Jangan Katakan 'Tidak Bisa' Padaku, Sebelum Kau Mencobanya


'head inside the box' foto by vitarlenology, 2009

Apa yang harus kulakukan, ketika menghadapi seseorang yang kutawari sebuah kesempatan untuk berkembang (tentunya dengan keyakinan bahwa dia bisa melakukannya), tapi jawaban yang kudapatkan adalah "saya ga mau. Ga aja, karena perasaan saya mengatakan demikian. Takutnya nanti kalau dipaksakan malah merusak semua yang sudah saya kerjakan." Aku tentu saja marah tapi lebih besar merasa kecewa karena aku tidak menyukai sikap menyerah sebelum mencoba.  Bagaimana jika perasaannya itu disesatkan oleh ketakutan untuk mencoba hal baru?  Rasanya seperti sebuah harapan baik di runtuhkan oleh ketakutan keluar dari zona aman. Apalagi jika jawaban itu datang dari orang yang aku yakin bahwa dia bisa melakukannya dan selama ini aku memberinya kesempatan untuk belajar dan melakukan kesalahan. Aku punya cukup banyak toleransi untuk kesalahan dalam belajar daripada penolakan sebelum mencoba.  Lalu sahabatku si pembalap gadungan itu bilang '.. hey c'est la vie.. been there done that! and I ain't regret it.. if they can't manage with my way (which I believe it's for they own goodness in the future).. hasta la vista sucker!' 

Dalam sebuah kelompok kerja, tidak mudah membuat setiap anggota kelompok bisa dengan mudah bergerak senantiasa sebagai bagian dari dinamika merespon perubahan dan perkembangan yang ada. Jauh lebih mudah jika setiap orang bisa menemukan ritme peregerakannya dalam dinamika kelompok, meski mereka bergerak pelan daripada satu pihak memutuskan diam di tempat karena takut keluar dari lingkaran kenyamanannya. Apalagi jika yang dilakukan oleh kelompok ini adalah sebuah pekerjaan dimana kelompok itu sendiri yang mesti menemukan sistem, cara dan aturan mainnya sendiri untuk sebuah misi yang disepakati bersama.

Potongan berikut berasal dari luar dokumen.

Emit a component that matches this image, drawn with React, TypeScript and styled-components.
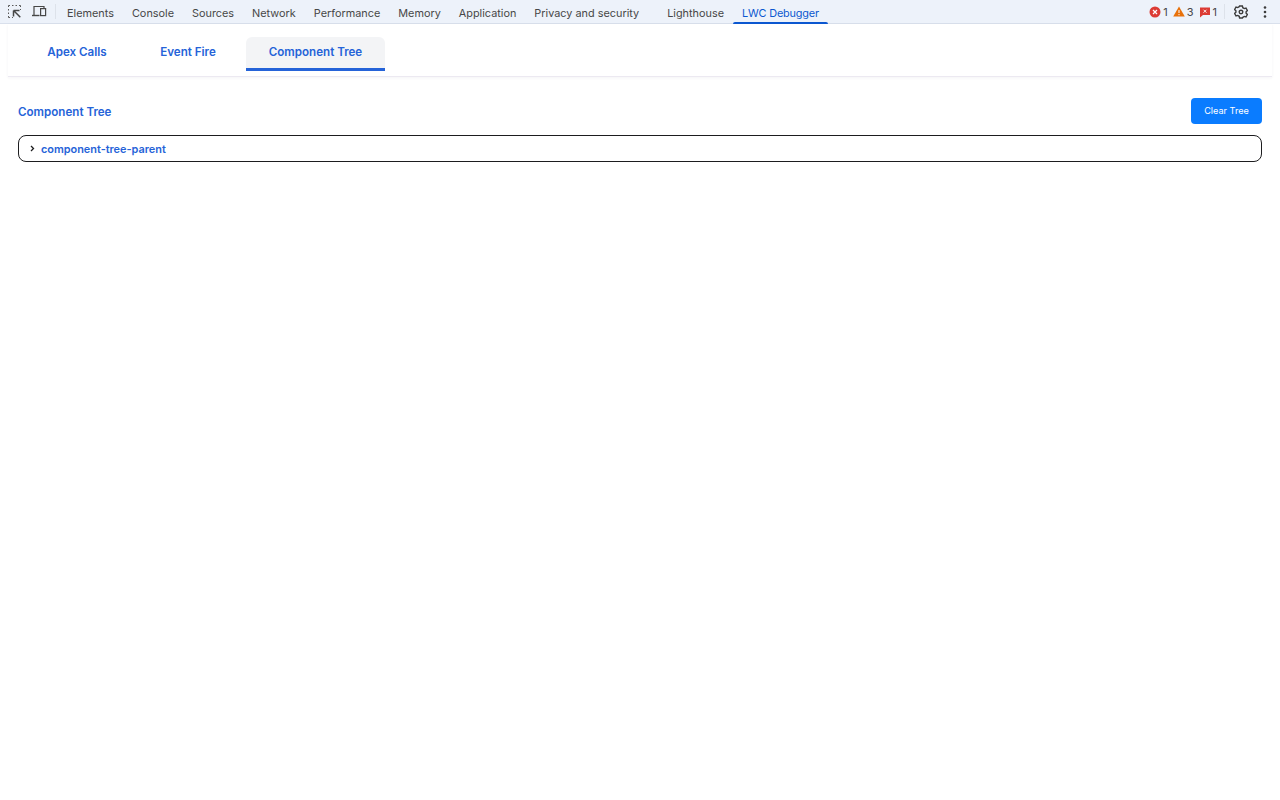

Sebagai team leader, tentunya untuk sampai pada keputusan 'hasta la vista loser..' ada hal-hal yang perlu dipertimbangkan, untuk memberi nilai pada keputusan itu: apakah putusan itu menjadi 'adil' atau emosional belaka. Dalam hal ini, aku berusaha keras mengesampingkan rasa kecewa atas penolakan itu, egoku yang merasa ditolak otoritasnya coba menyisih dulu, dan rasionalitasku mengemuka untuk menemukan jalan membela kepentingan yang lebih besar: tujuan dari kerja bersama dalam kelompok ini.  Apakah penolakan ini akan berdampak pada kekacauan sistem kerja dalam kelompok? kontra produktif dengan visi, misi dan tujuan yang hendak di capai? atau secara sistemik tidak berdampak apa-apa, hanya ego pribadi sebagai team leader saja yang terusik? Jika ternyata yang pertama, tentu pertimbangan dari anggota kelompok yang lain yang merasakan dampak dari 'ketakutan yang tak beralasan itu', perlu memberikan pandangannya. Jalan apa yang mesti di tempuh untuk menghadapi sikap anggota kelompok yang seperti itu. Prosedur apa yang disepakati untuk memastikan bahwa hal ini jangan sampai mengganggu  kerja dan pencapaian anggota kelompok yang lain. Lalu pilihan-pilihan apa saja untuk menyelesaikan masalah ini. Dari pilihan yang terbaik menurut kelompok sampai yang terburuk: 'hasta la vista ..'

Dalam situasi seperti ini, team leader bertindak seperti hakim yang menyelesaikan dan memutuskan. Untuk itu, semua rasa marah dan kecewa harus bisa diselesaikan terlebih dahulu. Tentunya aku mesti memahami dimana posisiku sesungguhnya. Sahabatku si pembalap gadungan mengingatkanku dengan dua pertanyaan: 'should I step back right now or this is my kingdom and I'm the queen?'. Dua-duanya sama mengandung resiko yang pertama: penolakan satu jika dibiarkan akan menimbulkan penolakan-penolakan lain. Ini bukan sekedar persoalan menegakkan otoritas, tapi bagaimana belajar mempertahankan keyakinan dengan argumentasi yang bisa diterima.  Sebuah tim yang dibangun dari gagasan yang lemah secara argumentasi akan sulit untuk menemukan dan membangun karakternya sendiri. Yang kedua resikonya seperti yang diingatkan sahabatku: 'prepare for another addition in your enemy list. Untuk resiko ini, rasanya aku sudah terbiasa menghadapi situasi dimana tidak semua orang setuju dan mengamini keputusanku. Ada bagian dari ketidak setujuan itu yang bisa aku simpan sebagai modalku membangun argumentasi dari keputusan-keputusan yang aku ambil, tapi sebagaian besar dari ketidak setujuan itu justru memberikan peluang bahwa tidak semua orang memilih apa yang aku pilih, karena itu lakukanlah tindakan yang tidak disetujui semua orang itu dengan sebaik-baiknya. Temukan argumentasi yang bisa memberi pandangan lain pada orang-orang mulanya tidak setuju menjadi 'sedikit setuju' karena menemukan cara pandang yang berbeda atas keputusanku. Itu yang akan membuat musuh-musuhmu sekalipun menaruh hormat padamu (setidaknya pelajaran hidup seperti ini banyak kutemukan ketika menonton kehidupan para kriminal: Godfather, The Sopranos). Dengan mengerti resiko-resiko ini, kurasa kemarahan dan rasa kecewa akan menemukan argumentasi rasionalnya jika aku paham dan sadar betul diposisi mana aku berdiri.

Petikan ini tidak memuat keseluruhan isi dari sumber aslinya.